===== Source material
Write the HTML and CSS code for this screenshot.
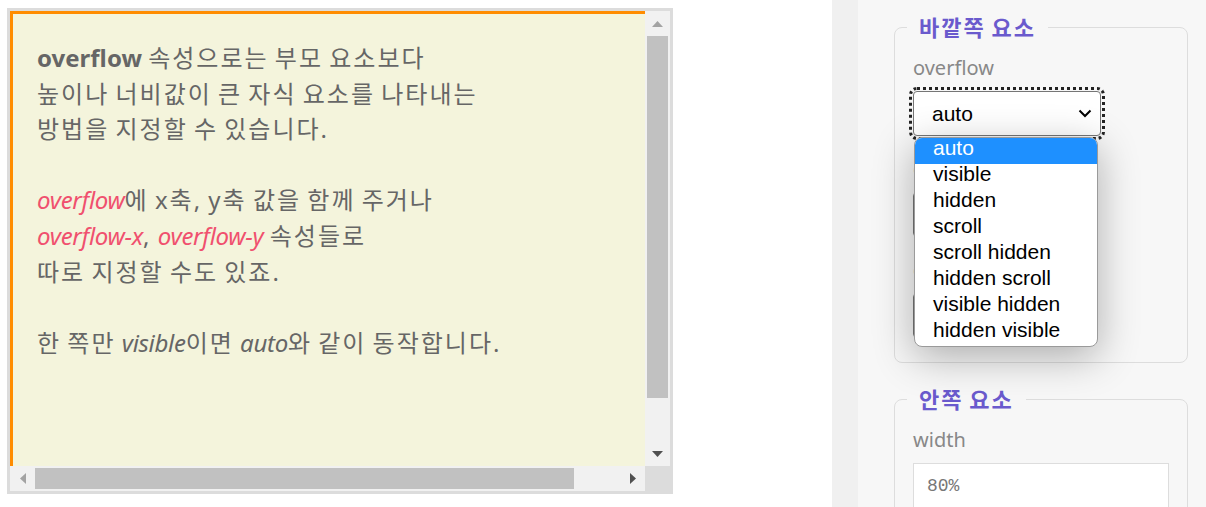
FILE: index.html
```html
<!DOCTYPE html>
<html lang="ko">
<head>
<meta charset="utf-8">
<title>overflow</title>
<link rel="stylesheet" href="styles.css">
</head>
<body>
<div class="page">
  <div class="scrollbox">
    <div class="viewport">
      <div class="child">
        <p><b>overflow</b> 속성으로는 부모 요소보다<br>높이나 너비값이 큰 자식 요소를 나타내는<br>방법을 지정할 수 있습니다.</p>
        <p><em class="hl">overflow</em>에 x축, y축 값을 함께 주거나<br><em class="hl">overflow-x</em>, <em class="hl">overflow-y</em> 속성들로<br>따로 지정할 수도 있죠.</p>
        <p>한 쪽만 <em>visible</em>이면 <em>auto</em>와 같이 동작합니다.</p>
      </div>
    </div>
    <div class="vbar">
      <div class="sbtn"><svg width="11" height="6" viewBox="0 0 11 6"><path d="M0 6L5.5 0L11 6Z" fill="#a3a3a3"/></svg></div>
      <div class="vtrack"><div class="vthumb"></div></div>
      <div class="sbtn"><svg width="11" height="6" viewBox="0 0 11 6"><path d="M0 0L5.5 6L11 0Z" fill="#505050"/></svg></div>
    </div>
    <div class="hbar">
      <div class="sbtn"><svg width="6" height="11" viewBox="0 0 6 11"><path d="M6 0L0 5.5L6 11Z" fill="#a3a3a3"/></svg></div>
      <div class="htrack"><div class="hthumb"></div></div>
      <div class="sbtn"><svg width="6" height="11" viewBox="0 0 6 11"><path d="M0 0L6 5.5L0 11Z" fill="#505050"/></svg></div>
    </div>
    <div class="corner"></div>
  </div>

  <aside class="sidebar">
    <div class="panel">
      <fieldset class="group">
        <legend>바깥쪽 요소</legend>
        <div class="field">
          <label>overflow</label>
          <div class="select focus">
            <span>auto</span>
            <svg class="chev" width="14" height="9" viewBox="0 0 14 9"><path d="M1.5 1.5L7 7L12.5 1.5" fill="none" stroke="#000" stroke-width="2"/></svg>
            <div class="dropdown">
              <div class="opt sel">auto</div>
              <div class="opt">visible</div>
              <div class="opt">hidden</div>
              <div class="opt">scroll</div>
              <div class="opt">scroll hidden</div>
              <div class="opt">hidden scroll</div>
              <div class="opt">visible hidden</div>
              <div class="opt">hidden visible</div>
            </div>
          </div>
        </div>
        <div class="field">
          <label>overflow-x</label>
          <div class="select narrow"><span>auto</span></div>
        </div>
        <div class="field">
          <label>overflow-y</label>
          <div class="select narrow"><span>auto</span></div>
        </div>
      </fieldset>
      <fieldset class="group">
        <legend>안쪽 요소</legend>
        <div class="field">
          <label>width</label>
          <div class="input">80%</div>
        </div>
      </fieldset>
    </div>
  </aside>
</div>
</body>
</html>
```
FILE: styles.css
```css
* { box-sizing: border-box; }
html, body { margin: 0; padding: 0; }
body {
  background: #fff;
  font-family: "Noto Sans", "Noto Sans CJK KR", sans-serif;
  overflow: hidden;
}
.page {
  display: flex;
  height: 507px;
  width: 1206px;
}

/* left scroll box */
.scrollbox {
  flex: none;
  margin: 8px 0 0 7px;
  width: 666px;
  height: 486px;
  border: 3px solid #dcdcdc;
  display: grid;
  grid-template-columns: 635px 25px;
  grid-template-rows: 455px 25px;
}
.viewport {
  overflow: hidden;
  background: #f4f4dc;
}
.child {
  width: 800px;
  height: 700px;
  border-top: 3px solid #ff8c00;
  border-left: 3px solid #ff8c00;
  background: #f4f4dc;
  padding: 26px 0 0 24px;
  color: #666;
  font-size: 24px;
  line-height: 35.6px;
  white-space: nowrap;
}
.child p {
  margin: 0 0 35.6px;
  letter-spacing: 2px;
  word-spacing: -2px;
}
.child b, .child em { letter-spacing: 0; }
.child em { font-style: italic; letter-spacing: -0.3px; }
.child .hl { color: #f0506e; }

.vbar {
  background: #f1f1f1;
  display: flex;
  flex-direction: column;
}
.hbar {
  background: #f1f1f1;
  display: flex;
}
.sbtn {
  flex: none;
  width: 25px;
  height: 25px;
  display: flex;
  align-items: center;
  justify-content: center;
}
.sbtn svg { display: block; }
.vtrack { flex: 1; padding: 0 2px; }
.vthumb { height: 362px; background: #c1c1c1; }
.htrack { flex: 1; padding: 2px 0; }
.hthumb { width: 539px; height: 100%; background: #c1c1c1; }
.corner { background: #dcdcdc; }

/* right side panel */
.sidebar {
  flex: none;
  margin-left: auto;
  width: 374px;
  height: 507px;
  background: #f0f0f0;
  padding-left: 26px;
}
.panel {
  height: 100%;
  background: #f7f7f7;
  padding: 13px 18px 0 36px;
}
.group {
  margin: 0 0 22px;
  padding: 0 18px 24px;
  border: 1px solid #dddddd;
  border-radius: 8px;
  min-width: 0;
}
.group legend {
  margin-left: -6px;
  padding: 0 12px;
  font-size: 22px;
  line-height: 28px;
  font-weight: 700;
  color: #6a5acd;
  letter-spacing: 2px;
  word-spacing: -2px;
}
.field { margin-top: 19px; }
.group legend + .field { margin-top: 13px; }
.field label {
  display: block;
  font-size: 20px;
  line-height: 28px;
  color: #888;
  margin-bottom: 9px;
}
.select {
  position: relative;
  width: 188px;
  height: 45px;
  border: 1px solid #767676;
  border-radius: 4px;
  background: #fff;
  display: flex;
  align-items: center;
  justify-content: space-between;
  padding: 0 8px 0 18px;
  font-family: "Liberation Sans", Arial, sans-serif;
  font-size: 21px;
  color: #000;
}
.select.narrow { width: 180px; }
.select.focus {
  outline: 3px dotted #222;
  outline-offset: 1px;
  z-index: 2;
}
.chev { display: block; }
.dropdown {
  position: absolute;
  top: calc(100% + 2px);
  left: 0;
  width: 184px;
  border: 1px solid #9a9a9a;
  border-radius: 8px;
  background: #fff;
  box-shadow: 0 10px 40px rgba(0, 0, 0, 0.3);
  overflow: hidden;
  z-index: 5;
}
.opt {
  height: 26px;
  line-height: 20px;
  padding-left: 18px;
  white-space: nowrap;
}
.opt.sel { background: #1e90ff; color: #fff; }
.input {
  width: 256px;
  height: 45px;
  border: 1px solid #dddddd;
  background: #fff;
  padding: 0 13px;
  font-family: "Liberation Mono", monospace;
  font-size: 18px;
  color: #777;
  display: flex;
  align-items: center;
}
```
==========
Print out the whole of the material word for word, without pictures.

Write the HTML and CSS code for this screenshot.
FILE: index.html
```html
<!DOCTYPE html>
<html lang="ko">
<head>
<meta charset="utf-8">
<title>overflow</title>
<link rel="stylesheet" href="styles.css">
</head>
<body>
<div class="page">
  <div class="scrollbox">
    <div class="viewport">
      <div class="child">
        <p><b>overflow</b> 속성으로는 부모 요소보다<br>높이나 너비값이 큰 자식 요소를 나타내는<br>방법을 지정할 수 있습니다.</p>
        <p><em class="hl">overflow</em>에 x축, y축 값을 함께 주거나<br><em class="hl">overflow-x</em>, <em class="hl">overflow-y</em> 속성들로<br>따로 지정할 수도 있죠.</p>
        <p>한 쪽만 <em>visible</em>이면 <em>auto</em>와 같이 동작합니다.</p>
      </div>
    </div>
    <div class="vbar">
      <div class="sbtn"><svg width="11" height="6" viewBox="0 0 11 6"><path d="M0 6L5.5 0L11 6Z" fill="#a3a3a3"/></svg></div>
      <div class="vtrack"><div class="vthumb"></div></div>
      <div class="sbtn"><svg width="11" height="6" viewBox="0 0 11 6"><path d="M0 0L5.5 6L11 0Z" fill="#505050"/></svg></div>
    </div>
    <div class="hbar">
      <div class="sbtn"><svg width="6" height="11" viewBox="0 0 6 11"><path d="M6 0L0 5.5L6 11Z" fill="#a3a3a3"/></svg></div>
      <div class="htrack"><div class="hthumb"></div></div>
      <div class="sbtn"><svg width="6" height="11" viewBox="0 0 6 11"><path d="M0 0L6 5.5L0 11Z" fill="#505050"/></svg></div>
    </div>
    <div class="corner"></div>
  </div>

  <aside class="sidebar">
    <div class="panel">
      <fieldset class="group">
        <legend>바깥쪽 요소</legend>
        <div class="field">
          <label>overflow</label>
          <div class="select focus">
            <span>auto</span>
            <svg class="chev" width="14" height="9" viewBox="0 0 14 9"><path d="M1.5 1.5L7 7L12.5 1.5" fill="none" stroke="#000" stroke-width="2"/></svg>
            <div class="dropdown">
              <div class="opt sel">auto</div>
              <div class="opt">visible</div>
              <div class="opt">hidden</div>
              <div class="opt">scroll</div>
              <div class="opt">scroll hidden</div>
              <div class="opt">hidden scroll</div>
              <div class="opt">visible hidden</div>
              <div class="opt">hidden visible</div>
            </div>
          </div>
        </div>
        <div class="field">
          <label>overflow-x</label>
          <div class="select narrow"><span>auto</span></div>
        </div>
        <div class="field">
          <label>overflow-y</label>
          <div class="select narrow"><span>auto</span></div>
        </div>
      </fieldset>
      <fieldset class="group">
        <legend>안쪽 요소</legend>
        <div class="field">
          <label>width</label>
          <div class="input">80%</div>
        </div>
      </fieldset>
    </div>
  </aside>
</div>
</body>
</html>
```
FILE: styles.css
```css
* { box-sizing: border-box; }
html, body { margin: 0; padding: 0; }
body {
  background: #fff;
  font-family: "Noto Sans", "Noto Sans CJK KR", sans-serif;
  overflow: hidden;
}
.page {
  display: flex;
  height: 507px;
  width: 1206px;
}

/* left scroll box */
.scrollbox {
  flex: none;
  margin: 8px 0 0 7px;
  width: 666px;
  height: 486px;
  border: 3px solid #dcdcdc;
  display: grid;
  grid-template-columns: 635px 25px;
  grid-template-rows: 455px 25px;
}
.viewport {
  overflow: hidden;
  background: #f4f4dc;
}
.child {
  width: 800px;
  height: 700px;
  border-top: 3px solid #ff8c00;
  border-left: 3px solid #ff8c00;
  background: #f4f4dc;
  padding: 26px 0 0 24px;
  color: #666;
  font-size: 24px;
  line-height: 35.6px;
  white-space: nowrap;
}
.child p {
  margin: 0 0 35.6px;
  letter-spacing: 2px;
  word-spacing: -2px;
}
.child b, .child em { letter-spacing: 0; }
.child em { font-style: italic; letter-spacing: -0.3px; }
.child .hl { color: #f0506e; }

.vbar {
  background: #f1f1f1;
  display: flex;
  flex-direction: column;
}
.hbar {
  background: #f1f1f1;
  display: flex;
}
.sbtn {
  flex: none;
  width: 25px;
  height: 25px;
  display: flex;
  align-items: center;
  justify-content: center;
}
.sbtn svg { display: block; }
.vtrack { flex: 1; padding: 0 2px; }
.vthumb { height: 362px; background: #c1c1c1; }
.htrack { flex: 1; padding: 2px 0; }
.hthumb { width: 539px; height: 100%; background: #c1c1c1; }
.corner { background: #dcdcdc; }

/* right side panel */
.sidebar {
  flex: none;
  margin-left: auto;
  width: 374px;
  height: 507px;
  background: #f0f0f0;
  padding-left: 26px;
}
.panel {
  height: 100%;
  background: #f7f7f7;
  padding: 13px 18px 0 36px;
}
.group {
  margin: 0 0 22px;
  padding: 0 18px 24px;
  border: 1px solid #dddddd;
  border-radius: 8px;
  min-width: 0;
}
.group legend {
  margin-left: -6px;
  padding: 0 12px;
  font-size: 22px;
  line-height: 28px;
  font-weight: 700;
  color: #6a5acd;
  letter-spacing: 2px;
  word-spacing: -2px;
}
.field { margin-top: 19px; }
.group legend + .field { margin-top: 13px; }
.field label {
  display: block;
  font-size: 20px;
  line-height: 28px;
  color: #888;
  margin-bottom: 9px;
}
.select {
  position: relative;
  width: 188px;
  height: 45px;
  border: 1px solid #767676;
  border-radius: 4px;
  background: #fff;
  display: flex;
  align-items: center;
  justify-content: space-between;
  padding: 0 8px 0 18px;
  font-family: "Liberation Sans", Arial, sans-serif;
  font-size: 21px;
  color: #000;
}
.select.narrow { width: 180px; }
.select.focus {
  outline: 3px dotted #222;
  outline-offset: 1px;
  z-index: 2;
}
.chev { display: block; }
.dropdown {
  position: absolute;
  top: calc(100% + 2px);
  left: 0;
  width: 184px;
  border: 1px solid #9a9a9a;
  border-radius: 8px;
  background: #fff;
  box-shadow: 0 10px 40px rgba(0, 0, 0, 0.3);
  overflow: hidden;
  z-index: 5;
}
.opt {
  height: 26px;
  line-height: 20px;
  padding-left: 18px;
  white-space: nowrap;
}
.opt.sel { background: #1e90ff; color: #fff; }
.input {
  width: 256px;
  height: 45px;
  border: 1px solid #dddddd;
  background: #fff;
  padding: 0 13px;
  font-family: "Liberation Mono", monospace;
  font-size: 18px;
  color: #777;
  display: flex;
  align-items: center;
}
```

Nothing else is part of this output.